Siemens is working on a patch to address multiple industrial switches affected by the recently published DROWN vulnerability.
DROWN, which stands for “Decrypting RSA with Obsolete and Weakened encryption”, is known as a “cross protocol attack”, since it exploits weaknesses in one encryption protocol to attack another.
In this case, an attack on a web server that allows connections over Security Sockets Layer (SSL)v2, a protocol from the 1990s, could undermine the security of connections over Transport Layer Security (TLS), a modern offspring of SSL which is used to encrypt nearly all web connections.
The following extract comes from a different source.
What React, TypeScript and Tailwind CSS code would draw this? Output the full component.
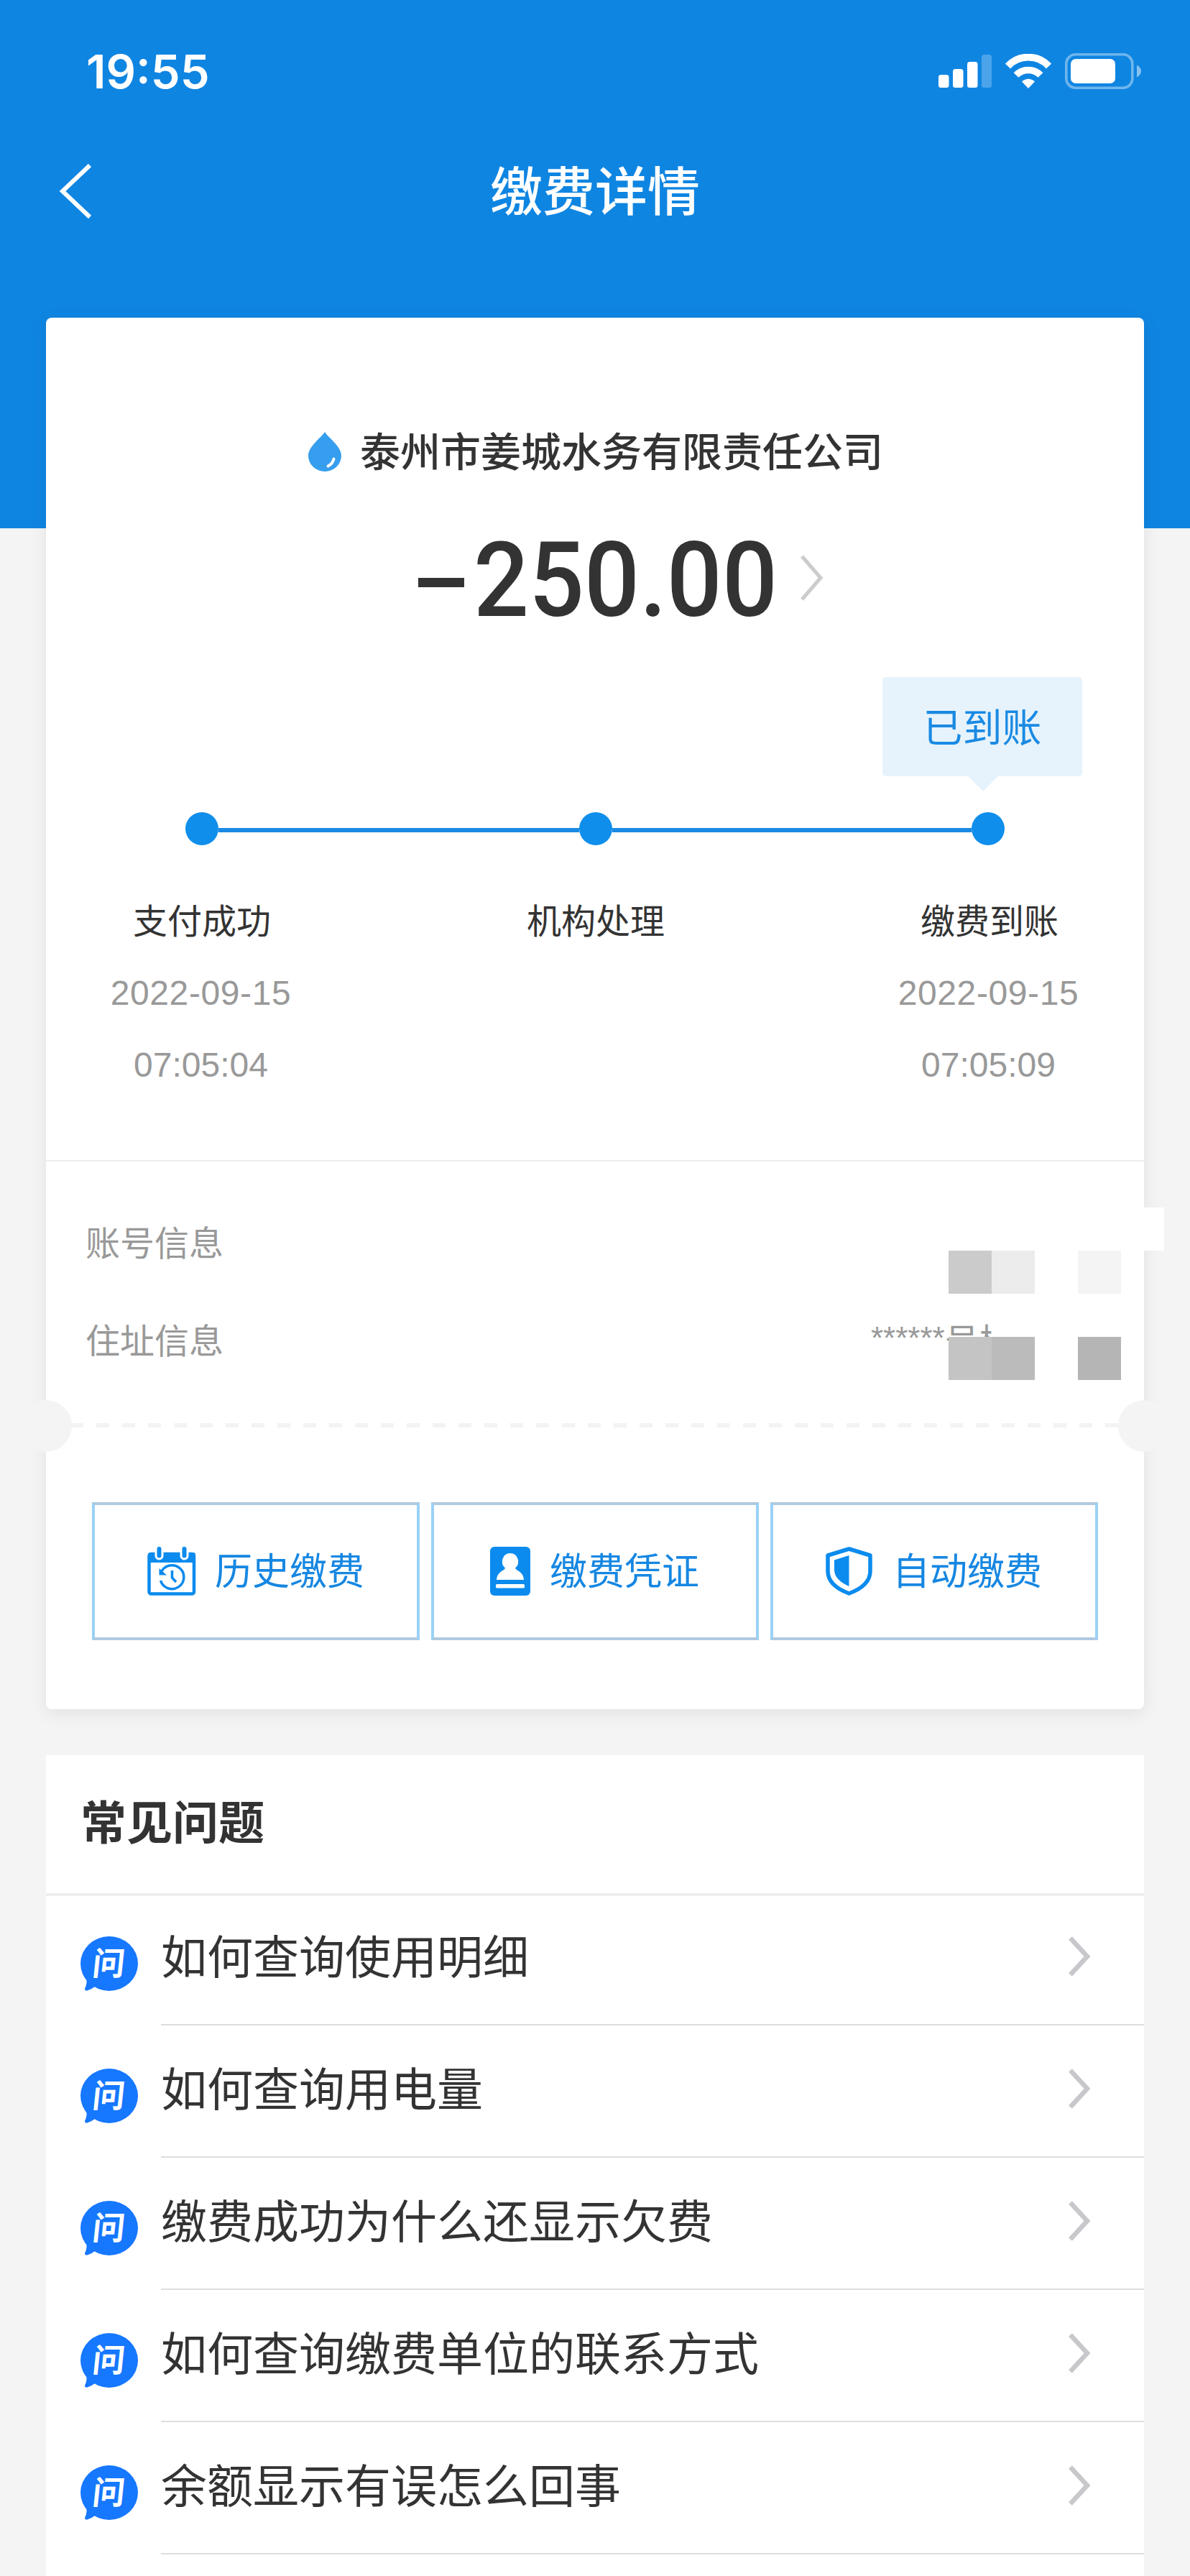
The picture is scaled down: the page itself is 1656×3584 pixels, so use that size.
import React from "react";

const dots = ["支付成功", "机构处理", "缴费到账"];
const dates: [string, string][] = [["2022-09-15", "07:05:04"], ["", ""], ["2022-09-15", "07:05:09"]];

function Signal() {
  return (
    <svg width="74" height="46" viewBox="0 0 74 46" fill="#fff">
      <rect x="0" y="28" width="14.5" height="18" rx="3.5" />
      <rect x="20" y="20" width="14.5" height="26" rx="3.5" />
      <rect x="40" y="10" width="14.5" height="36" rx="3.5" />
      <rect x="60" y="0" width="14" height="46" rx="3.5" opacity="0.25" />
    </svg>
  );
}

function Wifi() {
  return (
    <svg width="64" height="48" viewBox="0 0 64 48" fill="none">
      <path d="M3.500 17A39 39 0 0 1 60.500 17" stroke="#fff" strokeWidth="10" />
      <path d="M15 29.500A24 24 0 0 1 49 29.500" stroke="#fff" strokeWidth="9.500" />
      <path d="M32 48L23 38.500Q32 31 41 38.500Z" fill="#fff" />
    </svg>
  );
}

function Battery() {
  return (
    <svg width="107" height="50" viewBox="0 0 107 50" fill="none">
      <rect x="1.800" y="1.800" width="92" height="46.400" rx="13" stroke="#fff" strokeOpacity="0.4" strokeWidth="3.600" />
      <rect x="8" y="8" width="62" height="34" rx="7" fill="#fff" />
      <path d="M100 16.500Q106 20 106 25T100 33.500Z" fill="#fff" opacity="0.5" />
    </svg>
  );
}

function Drop() {
  return (
    <svg width="46" height="55" viewBox="0 0 46 55">
      <path d="M23 0C28 8 46 20 46 33A23 22 0 0 1 0 33C0 20 18 8 23 0Z" fill="#369eee" />
      <path d="M35.500 37.500Q34 44 27.500 47.500" stroke="#fff" strokeWidth="4" strokeLinecap="round" fill="none" />
    </svg>
  );
}

function CalendarIcon() {
  return (
    <svg width="68" height="68" viewBox="0 0 68 68" fill="none">
      <rect x="2.500" y="10" width="62.500" height="55.500" rx="3" stroke="#0b8bee" strokeWidth="4.500" />
      <path d="M1 22V11Q1 8 4 8H64Q67 8 67 11V22Z" fill="#0b8bee" />
      <path d="M16.500 3V12.500M51.500 3V12.500" stroke="#fff" strokeWidth="12" strokeLinecap="round" />
      <path d="M16.500 3V12.500M51.500 3V12.500" stroke="#0b8bee" strokeWidth="6" strokeLinecap="round" />
      <path d="M19 36A16.500 16.500 0 1 1 18.500 47" stroke="#0b8bee" strokeWidth="3.500" />
      <path d="M16.500 30V39.500H27Z" fill="#0b8bee" />
      <path d="M34.500 33V43L40 49" stroke="#0b8bee" strokeWidth="3.500" />
    </svg>
  );
}

function VoucherIcon() {
  return (
    <svg width="56" height="68" viewBox="0 0 56 68">
      <rect width="56" height="68" rx="6" fill="#0b8bee" />
      <path d="M28 9A11 11.500 0 0 1 35 29.500Q35.500 31.500 40 34Q47 38.500 47 46H9Q9 38.500 16 34Q20.500 31.500 21 29.500A11 11.500 0 0 1 28 9Z" fill="#fff" />
      <rect x="8" y="52" width="40" height="5.500" rx="1.500" fill="#fff" />
    </svg>
  );
}

function ShieldIcon() {
  return (
    <svg width="65" height="68" viewBox="0 0 65 68" fill="none">
      <path d="M32.500 3L62 12V34Q62 54 32.500 65Q3 54 3 34V12Z" stroke="#0b8bee" strokeWidth="5.500" strokeLinejoin="round" />
      <path d="M32.500 12V55Q12 46 12 32V18.500Z" fill="#0b8bee" />
    </svg>
  );
}

function QuestionBadge() {
  return (
    <div className="relative flex h-[76px] w-20 items-center justify-center">
      <svg className="absolute inset-0" width="80" height="76" viewBox="0 0 80 76">
        <ellipse cx="40" cy="38" rx="40" ry="38" fill="#1677ff" />
        <path d="M8 56Q10 65 6 73Q6 76 9.500 75.500Q15 74 20 70L24 60Z" fill="#1677ff" />
      </svg>
      <span className="relative -skew-x-6 text-[45px] font-bold leading-none text-white">问</span>
    </div>
  );
}

const actions = [
  { label: "历史缴费", icon: <CalendarIcon />, pad: "pl-[73px]", gap: "gap-[26px]" },
  { label: "缴费凭证", icon: <VoucherIcon />, pad: "pl-[78px]", gap: "gap-[27px]" },
  { label: "自动缴费", icon: <ShieldIcon />, pad: "pl-[73px]", gap: "gap-[28px]" },
];

const questions = [
  "如何查询使用明细",
  "如何查询用电量",
  "缴费成功为什么还显示欠费",
  "如何查询缴费单位的联系方式",
  "余额显示有误怎么回事",
];

export default function App() {
  return (
    <div className="h-[3584px] w-[1656px] overflow-hidden bg-[#f4f4f4] font-['Liberation_Sans','Noto_Sans_CJK_SC',sans-serif] text-[#333]">
      <header className="h-[735px] bg-[#0f85e2] text-white">
        <div className="flex h-[200px] items-start justify-between pl-[120px] pr-[67px]">
          <div className="pt-[60px] font-['Inter'] text-[65px] font-semibold leading-[80px]">19:55</div>
          <div className="flex items-center pt-[74px]">
            <Signal />
            <div className="w-[19px]" />
            <Wifi />
            <div className="w-[19px]" />
            <Battery />
          </div>
        </div>
        <div className="grid h-[128px] grid-cols-[200px_1fr_200px] items-center">
          <svg className="ml-[82px]" width="46" height="76" viewBox="0 0 46 76" fill="none">
            <path d="M43 2L5 38L43 74" stroke="#fff" strokeWidth="6" />
          </svg>
          <h1 className="pt-1 text-center text-[73px] font-medium leading-[128px]">缴费详情</h1>
        </div>
      </header>

      <main className="-mt-[293px] px-16">
        <section className="relative h-[1936px] rounded-lg bg-white shadow-[0_6px_24px_rgba(0,0,0,0.08)]">
          <div className="flex h-[1174px] flex-col border-b-2 border-[#eee]">
            <div className="mt-[146px] flex h-[80px] items-center pl-[365px]">
              <Drop />
              <h2 className="ml-[26px] pt-1 text-[56px] font-medium leading-[80px]">泰州市姜城水务有限责任公司</h2>
            </div>
            <div className="mt-[54px] flex h-[164px] items-center pl-[518px]">
              <div className="mt-3 h-[13px] w-16 bg-[#333]" />
              <div className="ml-[13px] w-[424px] origin-left scale-x-[0.935] pt-1.5 font-['Roboto'] text-[145px] font-medium leading-[164px]">250.00</div>
              <svg className="ml-[30px]" width="33" height="64" viewBox="0 0 33 64" fill="none">
                <path d="M3 2L29 32L3 62" stroke="#ccc" strokeWidth="5" />
              </svg>
            </div>
            <div className="ml-[1164px] mt-[56px] w-[278px]">
              <div className="flex h-[138px] items-center justify-center rounded-[5px] bg-[#e7f3fc] pt-1 text-[55px] text-[#1a8ae3]">已到账</div>
              <div className="ml-[119px] h-[21px] w-[42px] bg-[#e7f3fc] [clip-path:polygon(0_0,100%_0,50%_100%)]" />
            </div>
            <div className="mt-[29px] flex h-[46px] items-center pl-[194px]">
              <i className="size-[46px] rounded-full bg-[#108eeb]" />
              <i className="mt-1 h-1.5 w-[502px] bg-[#1a8ae3]" />
              <i className="size-[46px] rounded-full bg-[#108eeb]" />
              <i className="mt-1 h-1.5 w-[500px] bg-[#1a8ae3]" />
              <i className="size-[46px] rounded-full bg-[#108eeb]" />
            </div>
            <div className="mt-[57px] flex justify-between pl-[67px] pr-[65px] text-center text-5xl">
              {dots.map((d, i) => (
                <div key={d} className="w-[300px]">
                  <div className="leading-[100px]">{d}</div>
                  <div className="h-[100px] pr-[3px] text-[48px] leading-[98px] tracking-[0.6px] text-[#999]">{dates[i][0]}</div>
                  <div className="h-[100px] pr-[3px] text-[48px] leading-[98px] text-[#999]">{dates[i][1]}</div>
                </div>
              ))}
            </div>
          </div>

          <div className="h-[319px] px-[55px] pt-[47px] text-5xl text-[#999]">
            <div className="h-[136px] leading-[136px]">账号信息</div>
            <div className="flex h-[136px] justify-between leading-[136px]">
              <span>住址信息</span>
              <span className="mr-[60px] flex w-[265px]">
                <span className="-mt-[5px] text-[44px]">******</span>
                <span>号楼</span>
              </span>
            </div>
          </div>

          <div className="absolute left-[1256px] top-[1238px] grid grid-cols-[60px_60px_60px_60px_60px] grid-rows-[60px_60px_60px_60px]">
            <i className="col-span-5 bg-white" />
            <i className="bg-[#cbcbcb]" /><i className="bg-[#ececec]" /><i /><i className="bg-[#f4f4f4]" /><i />
            <i /><i className="bg-white" /><i className="bg-white" /><i className="bg-white" /><i />
            <i className="bg-[#c4c4c4]" /><i className="bg-[#bbb]" /><i className="bg-white" /><i className="bg-[#b5b5b5]" /><i />
          </div>

          <div className="absolute -left-9 top-[1506px] size-[72px] rounded-full bg-[#f4f4f4]" />
          <div className="absolute -right-9 top-[1506px] size-[72px] rounded-full bg-[#f4f4f4]" />
          <div className="absolute left-[34px] right-[34px] top-[1538px] h-1.5 bg-[repeating-linear-gradient(90deg,#f3f3f3_0_18px,transparent_18px_36px)]" />

          <div className="mt-[155px] grid grid-cols-3 gap-4 px-16">
            {actions.map((a) => (
              <div key={a.label} className={`flex h-48 items-center border-4 border-x-[#9ad1f7] border-y-[#afcadf] text-[52px] text-[#1687e2] ${a.pad} ${a.gap}`}>
                {a.icon}
                <span className="whitespace-nowrap pt-0.5">{a.label}</span>
              </div>
            ))}
          </div>
        </section>

        <section className="mt-16 bg-white">
          <h3 className="h-[196px] border-b-4 border-[#eee] pl-12 text-[64px] font-bold leading-[190px]">常见问题</h3>
          {questions.map((q, i) => (
            <div key={q} className={`flex pl-12 ${i === 0 ? "h-[180px]" : "h-[184px]"}`}>
              <div className={i === 0 ? "pt-14" : "pt-[60px]"}>
                <QuestionBadge />
              </div>
              <div className={`ml-8 flex flex-1 justify-between border-b-2 border-[#ddd] pr-[73px] ${i === 0 ? "pt-14" : "pt-[60px]"}`}>
                <span className="-mt-5 h-24 text-[64px] leading-[100px]">{q}</span>
                <svg width="32" height="56" viewBox="0 0 32 56" fill="none">
                  <path d="M2.500 2.500L26 28L2.500 53.500" stroke="#c7c7cc" strokeWidth="6.500" />
                </svg>
              </div>
            </div>
          ))}
          <div className="h-[100px]" />
        </section>
      </main>
    </div>
  );
}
Modern browsers don’t support SSLv2, but millions of web servers do and so it seems do a bunch of Siemens switches deployed in critical infrastructure sectors. Siemens noted in an advisory last week that multiple SCALANCE X switches as well as its Ruggedcom ROX I VPN products are affected by DROWN.
The switches connect Programmable Logic Controls (PLCs) and Human Machine Interfaces (HMI). PLCs are computer devices used to control industrial processes.< HMIs provide a graphical interface to a manufacturing system or industrial process.
The ROX-based VPN endpoint and firewalls devices connect other devices used in harsh environments such as electric utility substations and traffic control cabinets. Affected switches include all version of Siemens' SCALANCE X300 family, the SCALANCE X414, the SCALANCE X200 IRT family, the SCALANCE X200 RNA family, and the SCALANCE X200 family.
According to Siemens, these devices are used in chemical, communications, critical manufacturing, dams, defense industrial base, energy, food and agriculture, government facilities,
The US Department of Homeland Security’s Industrial Control System Cyber Emergency Response Team (ICS-CERT) said that exploits for DROWN are publicly available, however that crafting an exploit for it would be difficult.
Siemens does not have a patch available yet, but suggests that an attacker could not exploit the vulnerability over the internet.
“In order to exploit the vulnerability, the attacker must have network access to the affected devices and must be in a privileged network position,” said Siemens.
Until it releases a patch, it’s advising customers to protect network access to the web server and restrict access to the management interface to an internal network.